After the visit with Rodoler, I give her the name of the younger sister, Chuli.
“I’m sorry, but I looked through the years that your mother-in-law was born and there is nothing,” she says.
A few months pass, and the day after the Passover Seder I call Kluge again with another idea of how to pick up the tracks. She already recognizes my voice.
“I found them,” she says.
It turns out that Hinda and Wolf didn’t register their children at the time of their birth. Laszczow was seven kilometers away from the small village where they lived, and anyway, of what use are documents for small children? Hinda waited until 1937 to go the office in Laszczow to register all her children at once. She realized they were growing up and would soon need documents. According to Polish law, the children could not be registered under their father’s name since Hinda and Wolf were married according to Jewish law, but not in a Polish civil ceremony.
Hinda was now a widow, her husband having died two years earlier, and it was too late to get a civil marriage certificate. Hinda registered her children with her own family name, Krieger, as if they had no father.
“I know that this happened a lot with you people, bastard children,” says Kluge with barely disguised disdain. “Almost a third of the Jewish children registered in the books were born without fathers,” she says.
I am so excited and grateful that she found Chana’s brothers and sisters that I politely explain that the Jews were very religious and that incidents of illegitimate children were very rare and that many Jews didn’t believe in civil marriage, true even today in modern-day Israel.

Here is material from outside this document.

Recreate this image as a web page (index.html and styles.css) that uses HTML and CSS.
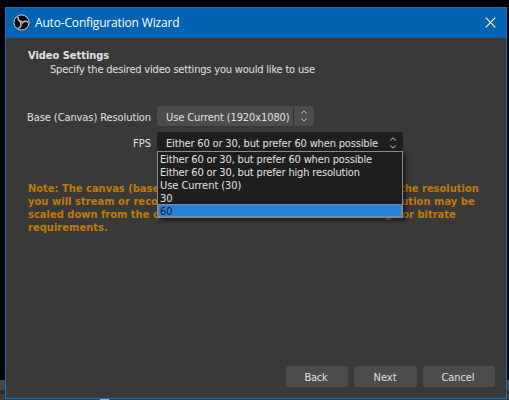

She reads off the six names by order of birth: Yankiel, Chana, Chula, Albush, Rivka and Moshke, the youngest, who was born in 1931. He was 11 when he was murdered in Belzec.
I write down the names. They exist. I found them. I have reached my hand into oblivion and snatched back their identities.
I tell Zeev that I found the names of his aunts and uncles and a thought goes through my head.
“When exactly did your mother die?” I ask.
“On Passover eve,” he answers.
“We found her brothers and sisters exactly on the 25th anniversary of her death,” I tell him.